* _Written problem_
Your task is to copy the listing exactly, with the pictures left out.

* _Given material_
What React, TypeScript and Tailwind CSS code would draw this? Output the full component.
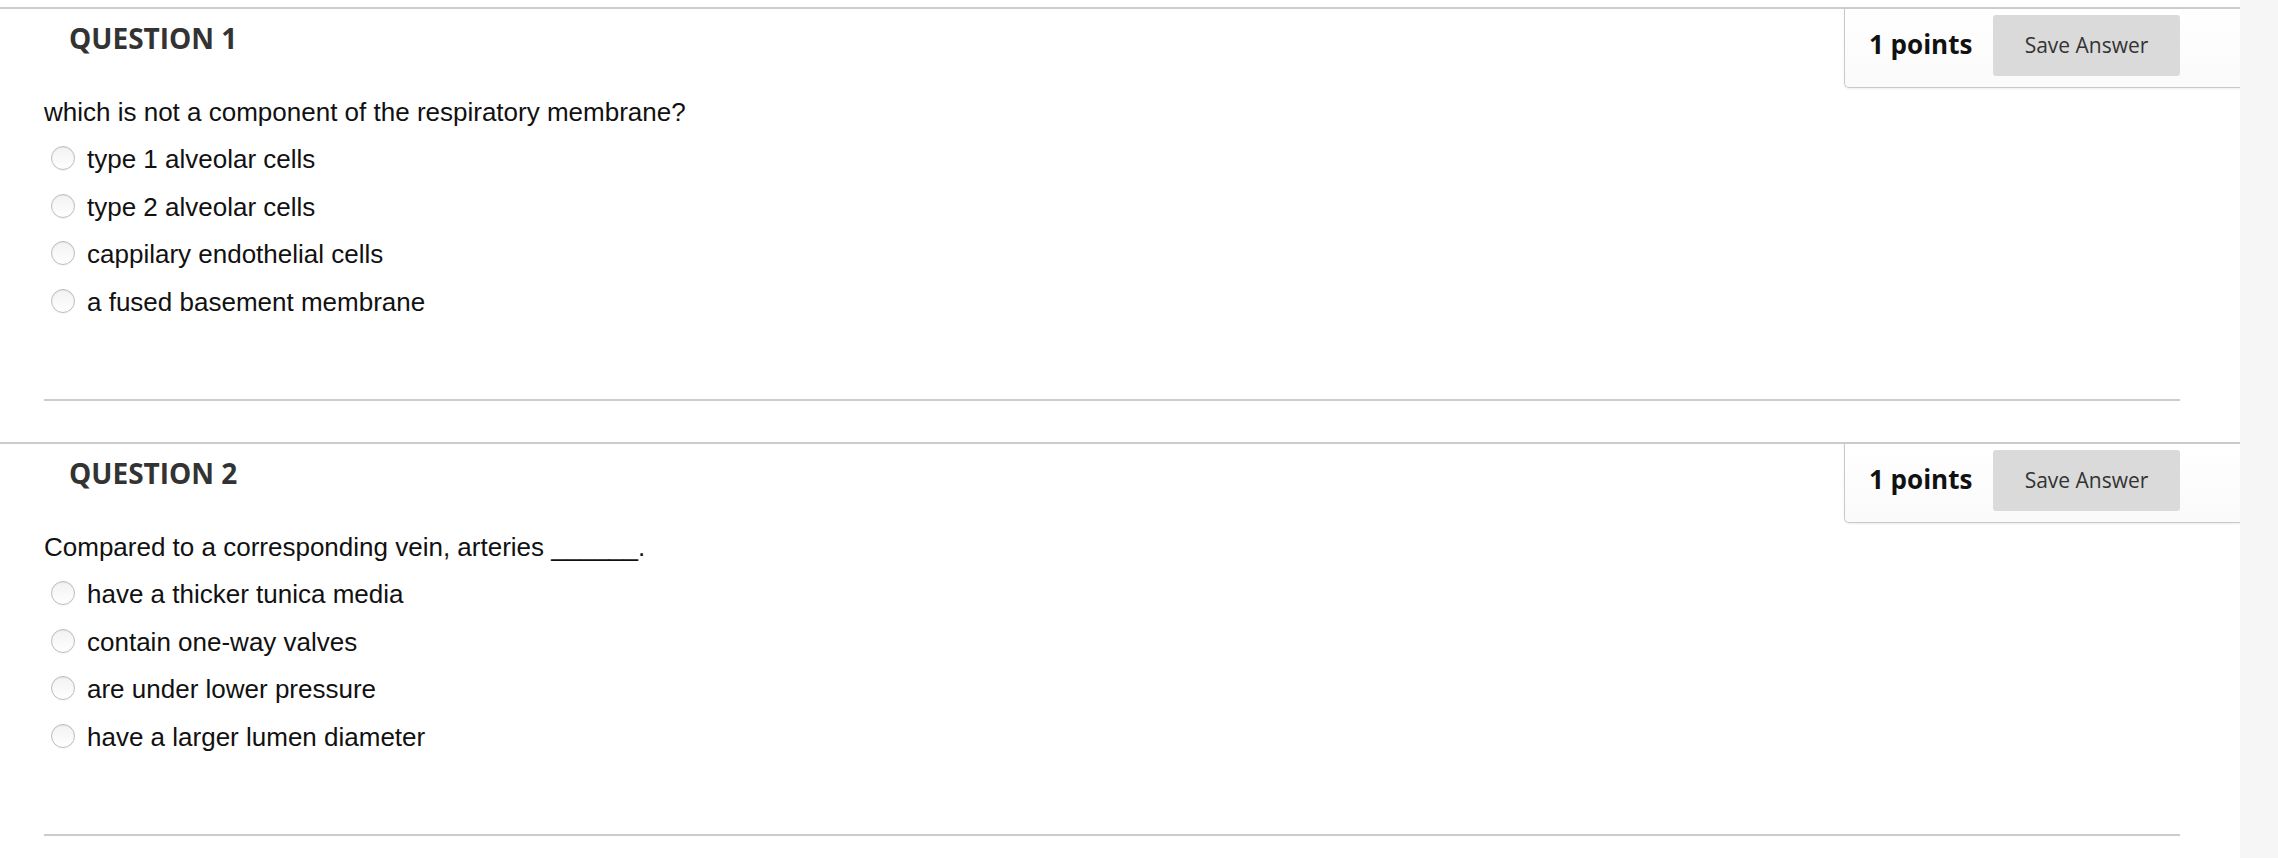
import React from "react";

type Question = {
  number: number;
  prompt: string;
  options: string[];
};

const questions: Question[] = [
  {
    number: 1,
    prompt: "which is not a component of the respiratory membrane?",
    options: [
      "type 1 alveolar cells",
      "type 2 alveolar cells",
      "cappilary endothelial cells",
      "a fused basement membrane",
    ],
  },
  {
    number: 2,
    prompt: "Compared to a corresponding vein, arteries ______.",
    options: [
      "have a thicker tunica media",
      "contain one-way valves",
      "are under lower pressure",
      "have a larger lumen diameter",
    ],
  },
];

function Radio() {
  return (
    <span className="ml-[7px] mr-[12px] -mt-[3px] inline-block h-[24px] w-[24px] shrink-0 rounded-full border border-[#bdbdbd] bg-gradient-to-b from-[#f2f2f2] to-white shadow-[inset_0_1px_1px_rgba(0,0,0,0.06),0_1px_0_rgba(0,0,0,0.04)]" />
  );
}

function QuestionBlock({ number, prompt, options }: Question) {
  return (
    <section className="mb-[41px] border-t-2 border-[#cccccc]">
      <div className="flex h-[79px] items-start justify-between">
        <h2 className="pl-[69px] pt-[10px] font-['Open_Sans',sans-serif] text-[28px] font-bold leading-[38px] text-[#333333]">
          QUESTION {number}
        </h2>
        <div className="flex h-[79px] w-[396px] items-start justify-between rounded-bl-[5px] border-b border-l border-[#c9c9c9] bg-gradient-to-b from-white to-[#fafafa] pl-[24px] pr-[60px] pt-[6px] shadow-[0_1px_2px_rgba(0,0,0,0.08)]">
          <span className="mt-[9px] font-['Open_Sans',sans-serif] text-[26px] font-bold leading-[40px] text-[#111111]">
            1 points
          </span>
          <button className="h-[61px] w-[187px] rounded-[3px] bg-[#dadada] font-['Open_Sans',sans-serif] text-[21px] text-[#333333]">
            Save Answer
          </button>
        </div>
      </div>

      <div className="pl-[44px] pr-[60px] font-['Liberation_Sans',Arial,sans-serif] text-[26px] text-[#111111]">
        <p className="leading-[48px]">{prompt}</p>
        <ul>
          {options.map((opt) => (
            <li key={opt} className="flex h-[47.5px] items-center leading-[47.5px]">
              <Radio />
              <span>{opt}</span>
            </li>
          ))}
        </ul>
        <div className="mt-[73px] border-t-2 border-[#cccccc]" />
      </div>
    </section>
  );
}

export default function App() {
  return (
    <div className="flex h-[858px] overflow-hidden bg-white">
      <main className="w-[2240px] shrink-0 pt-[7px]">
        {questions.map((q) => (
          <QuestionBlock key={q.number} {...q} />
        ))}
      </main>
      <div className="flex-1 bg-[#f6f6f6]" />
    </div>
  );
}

* _Result for this exercise_
What React, TypeScript and Tailwind CSS code would draw this? Output the full component.
import React from "react";

type Question = {
  number: number;
  prompt: string;
  options: string[];
};

const questions: Question[] = [
  {
    number: 1,
    prompt: "which is not a component of the respiratory membrane?",
    options: [
      "type 1 alveolar cells",
      "type 2 alveolar cells",
      "cappilary endothelial cells",
      "a fused basement membrane",
    ],
  },
  {
    number: 2,
    prompt: "Compared to a corresponding vein, arteries ______.",
    options: [
      "have a thicker tunica media",
      "contain one-way valves",
      "are under lower pressure",
      "have a larger lumen diameter",
    ],
  },
];

function Radio() {
  return (
    <span className="ml-[7px] mr-[12px] -mt-[3px] inline-block h-[24px] w-[24px] shrink-0 rounded-full border border-[#bdbdbd] bg-gradient-to-b from-[#f2f2f2] to-white shadow-[inset_0_1px_1px_rgba(0,0,0,0.06),0_1px_0_rgba(0,0,0,0.04)]" />
  );
}

function QuestionBlock({ number, prompt, options }: Question) {
  return (
    <section className="mb-[41px] border-t-2 border-[#cccccc]">
      <div className="flex h-[79px] items-start justify-between">
        <h2 className="pl-[69px] pt-[10px] font-['Open_Sans',sans-serif] text-[28px] font-bold leading-[38px] text-[#333333]">
          QUESTION {number}
        </h2>
        <div className="flex h-[79px] w-[396px] items-start justify-between rounded-bl-[5px] border-b border-l border-[#c9c9c9] bg-gradient-to-b from-white to-[#fafafa] pl-[24px] pr-[60px] pt-[6px] shadow-[0_1px_2px_rgba(0,0,0,0.08)]">
          <span className="mt-[9px] font-['Open_Sans',sans-serif] text-[26px] font-bold leading-[40px] text-[#111111]">
            1 points
          </span>
          <button className="h-[61px] w-[187px] rounded-[3px] bg-[#dadada] font-['Open_Sans',sans-serif] text-[21px] text-[#333333]">
            Save Answer
          </button>
        </div>
      </div>

      <div className="pl-[44px] pr-[60px] font-['Liberation_Sans',Arial,sans-serif] text-[26px] text-[#111111]">
        <p className="leading-[48px]">{prompt}</p>
        <ul>
          {options.map((opt) => (
            <li key={opt} className="flex h-[47.5px] items-center leading-[47.5px]">
              <Radio />
              <span>{opt}</span>
            </li>
          ))}
        </ul>
        <div className="mt-[73px] border-t-2 border-[#cccccc]" />
      </div>
    </section>
  );
}

export default function App() {
  return (
    <div className="flex h-[858px] overflow-hidden bg-white">
      <main className="w-[2240px] shrink-0 pt-[7px]">
        {questions.map((q) => (
          <QuestionBlock key={q.number} {...q} />
        ))}
      </main>
      <div className="flex-1 bg-[#f6f6f6]" />
    </div>
  );
}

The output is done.